In March 2013, then-Prime Minister Binyamin Netanyahu during a visit by then US President Barack Obama called Erdoğan to apologize for the incident and say that Israel would compensate the victims. It still took three years for Turkey and Israel to approve a reconciliation agreement and again exchange ambassadors. The agreement included a Turkish law to cancel any claims against Israeli soldiers involved in the Mavi Marmara incident and the transfer of $20 million from Israel to the victims.

But in 2018, both countries again recalled their ambassadors after the US recognized Jerusalem as Israel’s capital and several Palestinians were killed by Israeli security forces during weekly demonstrations, termed the Great March of Return, on the Gaza border.

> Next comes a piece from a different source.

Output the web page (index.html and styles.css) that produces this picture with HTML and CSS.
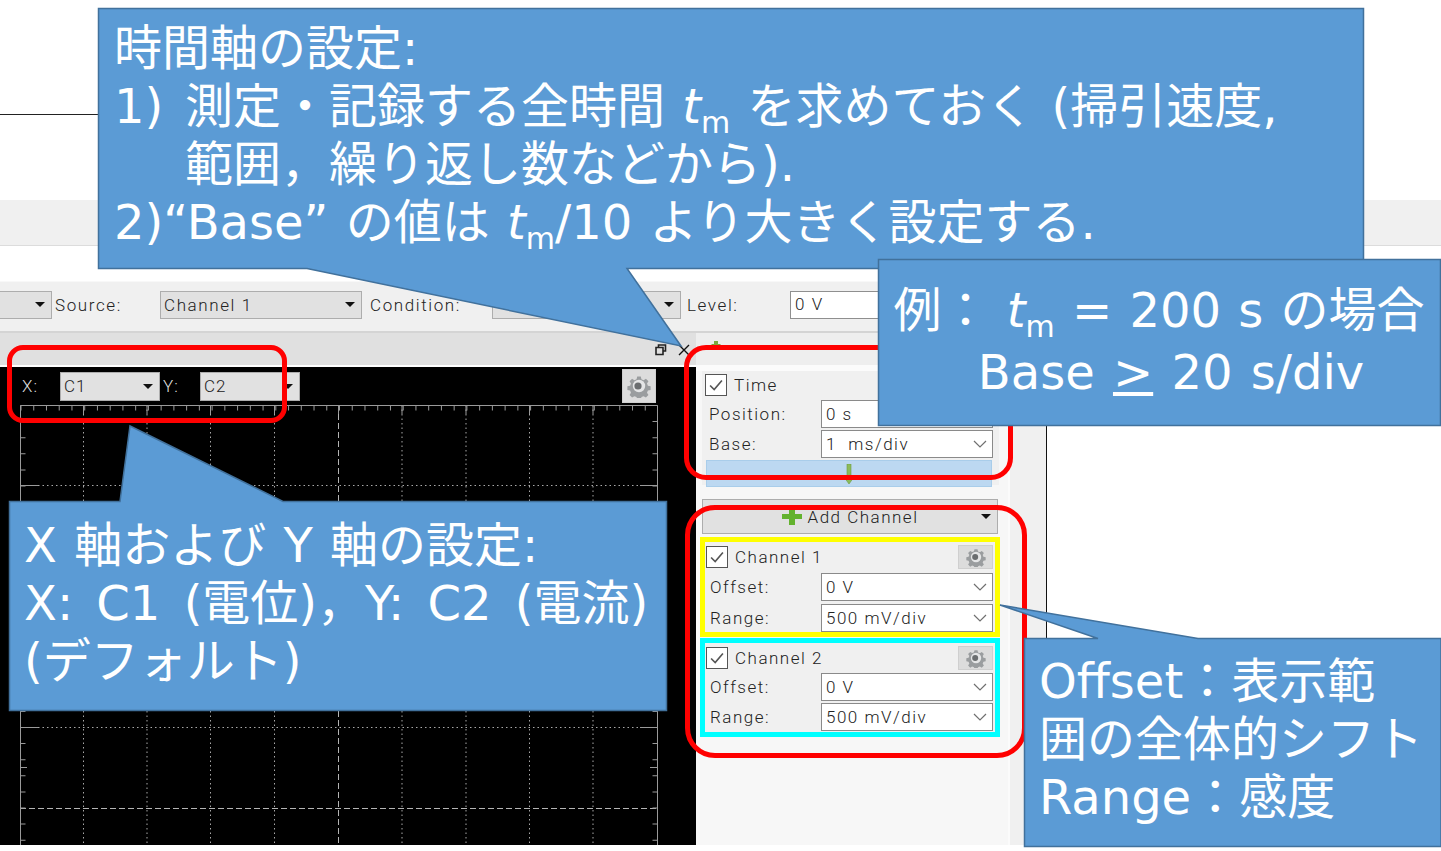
FILE: index.html
```html
<!DOCTYPE html>
<html lang="ja">
<head>
<meta charset="utf-8">
<title>時間軸の設定</title>
<link rel="stylesheet" href="styles.css">
</head>
<body>
<svg class="defs" width="0" height="0" aria-hidden="true">
  <symbol id="gear" viewBox="0 0 24 24">
    <path fill="#9a9d9f" d="M10 1.500h4l.7 3 2.400 1 2.600-1.600 2.800 2.800-1.600 2.600 1 2.400 3 .7v4l-3 .7-1 2.400 1.600 2.600-2.800 2.800-2.600-1.600-2.400 1-.7 3h-4l-.7-3-2.400-1-2.600 1.600-2.800-2.800 1.600-2.600-1-2.400-3-.7v-4l3-.7 1-2.400-1.600-2.600 2.800-2.800 2.600 1.600 2.400-1z" transform="translate(1.200 1.200) scale(.9)"/>
    <circle cx="12" cy="12" r="6.200" fill="#e4e5e6"/>
    <circle cx="11" cy="12" r="3.600" fill="#6a6d6f"/>
  </symbol>
  <symbol id="chev" viewBox="0 0 14 8">
    <path d="M1 1l6 6 6-6" fill="none" stroke="#707070" stroke-width="1.200"/>
  </symbol>
  <symbol id="check" viewBox="0 0 22 22">
    <path d="M4.500 11.500l4.500 4.500 8.500-10" fill="none" stroke="#555" stroke-width="1.800"/>
  </symbol>
</svg>

<div class="slide">
  <div class="top-rule"></div>
  <div class="band"></div>

  <div class="toolbar">
    <div class="combo combo-a"><i class="caret"></i></div>
    <span class="tlabel tl-source">Source:</span>
    <div class="combo combo-b"><span>Channel 1</span><i class="caret"></i></div>
    <span class="tlabel tl-cond">Condition:</span>
    <div class="combo combo-c"><i class="caret"></i></div>
    <span class="tlabel tl-level">Level:</span>
    <div class="level-input">0 V</div>
  </div>

  <div class="main">
    <div class="left">
      <div class="tabbar">
        <svg class="restore" viewBox="0 0 12 12"><path d="M3.500 3V1h7v6H8.500M1 3.500h7v7H1z" fill="none" stroke="#222" stroke-width="1.600"/></svg>
        <svg class="close" viewBox="0 0 12 12"><path d="M1 1l10 10M11 1L1 11" stroke="#111" stroke-width="1.400"/></svg>
      </div>
      <div class="scope">
        <svg class="plot" viewBox="0 0 695 478">
          <g class="dots">
            <path d="M83.500 38V478M147 38V478M210.500 38V478M274.500 38V478M402 38V478M466 38V478M529.500 38V478M593 38V478"/>
            <path d="M20 118.500H657M20 199H657M20 280H657M20 360.500H657"/>
          </g>
          <g class="dashes">
            <path d="M338.500 38V478"/>
            <path d="M20 441.500H657"/>
          </g>
          <path class="frame" d="M20.500 478V38.500H657.500V478"/>
          <g class="ticks">
            <path class="t-top" d="M20.500 41H657"/>
            <path class="t-left" d="M23 38V478"/>
            <path class="t-right" d="M655 38V478"/>
            <path d="M20 118.500H38M640 118.500H657M20 199H32M645 199H657M20 280H38M640 280H657M20 360.500H38M640 360.500H657M20 400.500H27M650 400.500H657"/>
            <path d="M83.500 38V47M147 38V47M210.500 38V47M274.500 38V47M338.500 38V47M402 38V47M466 38V47M529.500 38V47M593 38V47"/>
          </g>
        </svg>
        <div class="scope-controls">
          <span class="slabel sl-x">X:</span>
          <div class="combo scombo"><span>C1</span><i class="caret"></i></div>
          <span class="slabel sl-y">Y:</span>
          <div class="combo scombo"><span>C2</span><i class="caret"></i></div>
          <div class="gear-btn scope-gear"><svg><use href="#gear"/></svg></div>
        </div>
      </div>
    </div>

    <div class="panel">
      <div class="panel-col">
        <div class="panel-top"><svg class="mini-arrow" viewBox="0 0 12 8"><path d="M4 0h4v3h3L6 8 1 3h3z" fill="#7aa83e"/></svg></div>
        <div class="panel-gap"></div>
        <div class="group time-group">
          <div class="chk-row">
            <span class="chk"><svg><use href="#check"/></svg></span><span class="chk-label">Time</span>
          </div>
          <div class="row"><span class="rlabel">Position:</span><div class="field"><span>0 s</span></div></div>
          <div class="row"><span class="rlabel">Base:</span><div class="field"><span>1&nbsp; ms/div</span><svg class="chev"><use href="#chev"/></svg></div></div>
          <div class="apply"><svg class="apply-arrow" viewBox="0 0 10 20"><path d="M3 0h4v13h3l-5 7-5-7h3z" fill="#8dbb5a" stroke="#6c9a3f" stroke-width=".6"/></svg></div>
        </div>
        <div class="add-btn">
          <svg class="plus" viewBox="0 0 20 16"><path d="M7 0h6v5h7v5h-7v6H7v-6H0V5h7z" fill="#63b22e"/></svg>
          <span>Add Channel</span>
          <i class="caret caret-add"></i>
        </div>
        <div class="group channel yellow">
          <div class="chk-row">
            <span class="chk"><svg><use href="#check"/></svg></span><span class="chk-label">Channel 1</span>
            <div class="gear-btn chan-gear"><svg><use href="#gear"/></svg></div>
          </div>
          <div class="row"><span class="rlabel">Offset:</span><div class="field"><span>0 V</span><svg class="chev"><use href="#chev"/></svg></div></div>
          <div class="row"><span class="rlabel">Range:</span><div class="field"><span>500 mV/div</span><svg class="chev"><use href="#chev"/></svg></div></div>
        </div>
        <div class="group channel cyan">
          <div class="chk-row">
            <span class="chk"><svg><use href="#check"/></svg></span><span class="chk-label">Channel 2</span>
            <div class="gear-btn chan-gear"><svg><use href="#gear"/></svg></div>
          </div>
          <div class="row"><span class="rlabel">Offset:</span><div class="field"><span>0 V</span><svg class="chev"><use href="#chev"/></svg></div></div>
          <div class="row"><span class="rlabel">Range:</span><div class="field"><span>500 mV/div</span><svg class="chev"><use href="#chev"/></svg></div></div>
        </div>
      </div>
      <div class="panel-side"></div>
    </div>
  </div>

  <div class="redbox rb-xy"></div>
  <div class="redbox rb-time"></div>
  <div class="redbox rb-chan"></div>

  <svg class="callouts" viewBox="0 0 1441 851">
    <path d="M98.500 8.500H1363.500V268.500H627L681 346L307 268.500H98.500z"/>
    <path d="M878.500 259.500H1440.500V425.500H878.500z"/>
    <path d="M9.500 501.500H120L130 426L283 501.500H666.500V710.500H9.500z"/>
    <path d="M1024.500 638.500H1098L1000 605L1198 638.500H1441V846.500H1024.500z"/>
  </svg>

  <div class="note note-time">
    <div class="line">時間軸の設定:</div>
    <div class="line"><span class="num">1)</span>測定・記録する全時間 <i>t</i><sub>m</sub> を求めておく (掃引速度,</div>
    <div class="line hang">範囲，繰り返し数などから).</div>
    <div class="line">2)“Base” の値は <i>t</i><sub>m</sub>/10 より大きく設定する.</div>
  </div>
  <div class="note note-ex">
    <div class="line">例： <i>t</i><sub>m</sub> = 200 s の場合</div>
    <div class="line line-base">Base <u>&gt;</u> 20 s/div</div>
  </div>
  <div class="note note-xy">
    <div class="line line-xy1">X 軸および Y 軸の設定:</div>
    <div class="line line-xy2">X: C1 (電位)，Y: C2 (電流)</div>
    <div class="line">(デフォルト)</div>
  </div>
  <div class="note note-off">
    <div class="line">Offset：表示範</div>
    <div class="line">囲の全体的シフト</div>
    <div class="line">Range：感度</div>
  </div>
</div>
</body>
</html>
```
FILE: styles.css
```css
* { box-sizing: border-box; }
html, body { margin: 0; padding: 0; background: #fff; }
.defs { position: absolute; }

.slide {
  position: relative;
  width: 1441px;
  height: 851px;
  overflow: hidden;
  background: #fff;
  font-family: "Roboto", "Liberation Sans", sans-serif;
  color: #222;
}

.top-rule { width: 100px; height: 1px; margin-top: 114px; background: #222; }
.band {
  height: 46px;
  margin-top: 85px;
  background: #f0f0f0;
  border-bottom: 1px solid #dcdcdc;
}

.toolbar {
  display: flex;
  align-items: center;
  height: 52px;
  margin-top: 35px;
  padding-bottom: 4px;
  background: #f0f0f0;
  border-top: 1px solid #f8f8f8;
  border-bottom: 2px solid #d4d4d4;
  font-size: 17px;
  letter-spacing: 1.600px;
  font-weight: 300;
}
.combo {
  display: flex;
  align-items: center;
  justify-content: space-between;
  height: 28px;
  padding: 0 6px 0 3px;
  background: #e1e1e1;
  border: 1px solid #adadad;
}
.caret {
  display: block;
  width: 0;
  height: 0;
  border-left: 5px solid transparent;
  border-right: 5px solid transparent;
  border-top: 5px solid #111;
}
.combo-a { width: 52px; border-left: 0; justify-content: flex-end; }
.combo-b { width: 202px; }
.combo-c { width: 189px; justify-content: flex-end; }
.tlabel { white-space: nowrap; }
.tl-source { width: 108px; padding-left: 3px; }
.tl-cond { width: 130px; padding-left: 8px; }
.tl-level { width: 109px; padding-left: 6px; }
.level-input {
  width: 300px;
  height: 28px;
  padding: 2px 4px;
  background: #fff;
  border: 1px solid #8f8f8f;
}

.main { display: flex; height: 512px; }
.left { display: flex; flex-direction: column; width: 696px; }
.tabbar {
  display: flex;
  align-items: center;
  justify-content: flex-end;
  gap: 11px;
  height: 34px;
  padding: 0 6px 0 0;
  background: #e0e0e0;
  border-bottom: 2px solid #fff;
}
.restore { width: 12px; height: 12px; margin-top: 2px; }
.close { width: 12px; height: 12px; margin-top: 2px; }

.scope { position: relative; flex: 1; background: #000; }
.plot { position: absolute; inset: 0; width: 695px; height: 478px; }
.dots path { fill: none; stroke: #a8a8a8; stroke-width: 1; stroke-dasharray: 1.500 3; }
.dashes path { fill: none; stroke: #b4b4b4; stroke-width: 1; stroke-dasharray: 6 3; }
.frame { fill: none; stroke: #9a9a9a; stroke-width: 1; }
.ticks path { fill: none; stroke: #9a9a9a; stroke-width: 1; }
.ticks .t-top { stroke-width: 5; stroke-dasharray: 1 11.740; }
.ticks .t-left, .ticks .t-right { stroke-width: 5; stroke-dasharray: 1 15.100; }

.scope-controls {
  position: relative;
  display: flex;
  align-items: center;
  height: 38px;
  font-size: 17px;
  font-weight: 300;
  letter-spacing: 1px;
}
.slabel { color: #ddd; }
.sl-x { width: 60px; padding-left: 22px; }
.sl-y { width: 40px; padding-left: 3px; }
.scombo { width: 100px; height: 29px; }
.gear-btn {
  display: flex;
  align-items: center;
  justify-content: center;
  background: #dcdcdc;
  border: 1px solid #cfcfcf;
}
.gear-btn svg { width: 24px; height: 24px; filter: blur(.5px); }
.scope-gear { width: 34px; height: 34px; margin-left: 322px; }

.panel {
  display: flex;
  width: 351px;
  background: #f0f0f0;
  border-right: 1px solid #111;
}
.panel-col {
  width: 314px;
  padding-left: 6px;
  background: #f7f7f7;
  border-right: 2px solid #fbfbfb;
  font-size: 17px;
  font-weight: 300;
  letter-spacing: 1.500px;
}
.panel-side { flex: 1; }
.panel-top { position: relative; height: 32px; margin-left: -6px; background: #eeeeee; }
.mini-arrow { position: absolute; left: 14px; top: 8px; width: 12px; height: 8px; }
.panel-gap { height: 6px; background: #fbfbfb; margin-left: -6px; }

.group { width: 297px; background: #f0f0f0; }
.time-group { padding: 0 5px 0 3px; height: 114px; }
.chk-row { position: relative; display: flex; align-items: center; height: 28px; }
.chk {
  display: block;
  width: 22px;
  height: 22px;
  background: #fff;
  border: 1px solid #555;
}
.chk svg { display: block; width: 20px; height: 20px; }
.chk-label { margin-left: 7px; }
.row { display: flex; align-items: center; height: 30px; }
.rlabel { width: 116px; padding-left: 4px; }
.field {
  display: flex;
  align-items: center;
  justify-content: space-between;
  width: 172px;
  height: 28px;
  padding: 0 4px;
  background: #fff;
  border: 1px solid #8a8a8a;
}
.chev { width: 14px; height: 8px; margin-right: 1px; }
.apply {
  display: flex;
  justify-content: center;
  align-items: center;
  width: 286px;
  height: 27px;
  margin: 1px 0 0 1px;
  background: #bcd8f1;
  border: 1px solid #a9cdea;
}
.apply-arrow { width: 10px; height: 20px; }

.add-btn {
  position: relative;
  display: flex;
  align-items: center;
  justify-content: center;
  gap: 6px;
  width: 296px;
  height: 35px;
  margin: 14px 0 3px 0;
  background: #e1e1e1;
  border: 1px solid #adadad;
}
.plus { width: 20px; height: 16px; }
.caret-add { position: absolute; right: 6px; top: 14px; }

.channel {
  width: 300px;
  height: 100px;
  margin-left: -2px;
  padding: 1px 0 0 1px;
  border: 5px solid #ffff00;
}
.channel.cyan { margin-top: 1px; height: 99px; border-color: #00ffff; }
.yellow .row { height: 31px; }
.chan-gear { position: absolute; right: 2px; top: 2px; width: 35px; height: 24px; }
.chan-gear svg { width: 20px; height: 20px; }
.channel .rlabel { padding-left: 4px; width: 115px; }

.redbox { position: absolute; border: 5px solid #ff0000; }
.rb-xy { left: 7px; top: 345px; width: 280px; height: 78px; border-radius: 16px; }
.rb-time { left: 684px; top: 345px; width: 329px; height: 135px; border-radius: 22px; }
.rb-chan { left: 685px; top: 505px; width: 342px; height: 253px; border-radius: 30px; }

.callouts { position: absolute; inset: 0; width: 1441px; height: 851px; }
.callouts path { fill: #5b9bd5; stroke: #41719c; stroke-width: 1.500; }

.note {
  position: absolute;
  color: #fff;
  font-family: "DejaVu Sans", "Noto Sans CJK JP", sans-serif;
  font-size: 48px;
  line-height: 58px;
  white-space: nowrap;
}
.note .line { height: 58px; }
.note i { font-style: italic; }
.note sub { font-size: 30px; line-height: 0; vertical-align: -10px; }
.num { display: inline-block; width: 71px; }
.hang { padding-left: 71px; }

.note-time { left: 114px; top: 19px; word-spacing: 2px; }
.note-ex { left: 878px; top: 279px; width: 562px; text-align: center; line-height: 62px; word-spacing: 2px; }
.note-ex .line { height: 62px; }
.note-ex .line-base { padding-left: 24px; word-spacing: 3px; }
.note-xy { left: 24px; top: 516px; }
.line-xy1 { word-spacing: 2px; }
.line-xy2 { word-spacing: 8px; }
.note-off { left: 1039px; top: 652px; }
```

Relations between Israel and Turkey reached another low during the war in Gaza in May 2021, when Erdoğan called Israel’s actions in Gaza “genocide” and compared them to “Hitler’s barbarism.”

Agreements that Israel has signed in recent years have served to alienate Turkey in the region. One such agreement is for the EastMed natural gas pipeline between Israel, Cyprus, and Greece, a project which has since stalled. Other agreements came in the framework of the Abraham Accords, which normalized relations between Israel and Bahrain, the United Arab Emirates, Morocco, and Sudan.

A shift began last year when Erdoğan reached out to newly named Israeli President Isaac Herzog with a phone conversation, part of a nascent reconciliation process to repair ties.

Herzog visited Turkey in March, where he was given an elaborate reception. And in May, Turkey’s Foreign Minister Mevlüt Çavuşoğlu met with his Israeli counterpart Yair Lapid in Jerusalem, the first visit by a senior Turkish official to Israel in 15 years.

Çavuşoğlu said during that meeting that renewed relations between Turkey and Israel could influence the Israel-Palestinian conflict. “We believe that normalization of our ties will also have a positive impact on the peaceful resolution of the conflict. Turkey is ready to take responsibility to continue the efforts toward dialogue,” Çavuşoğlu said.

Erdoğan is trying to thaw relations with several countries, including Israel and the US, to attract foreign investment in response to an economic crisis that has hurt his poll numbers a year before national elections.

Earlier this month, Israel reopened its economic and trade office in Turkey, just weeks after the two countries signed the outline of a civilian aviation agreement, set to replace the current accord dating back to 1951.

Still, Turkey is home to several senior Hamas officials and Erdoğan, a vociferous supporter of the Palestinians, continues to maintain a close relationship with Hamas. Israel has accused Hamas of using Turkey as a base to plan attacks against Israel.

On Wednesday, Herzog said in a statement: “I commend the renewal of full diplomatic relations with Turkey – an important development that we’ve been leading for the past year, which will encourage greater economic relations, mutual tourism, and friendship between the Israeli and Turkish peoples. Good neighborly relations and the spirit of partnership in the Middle East are important for us all. Members of all faiths – Muslims, Jews, and Christians – can and must live together in peace.”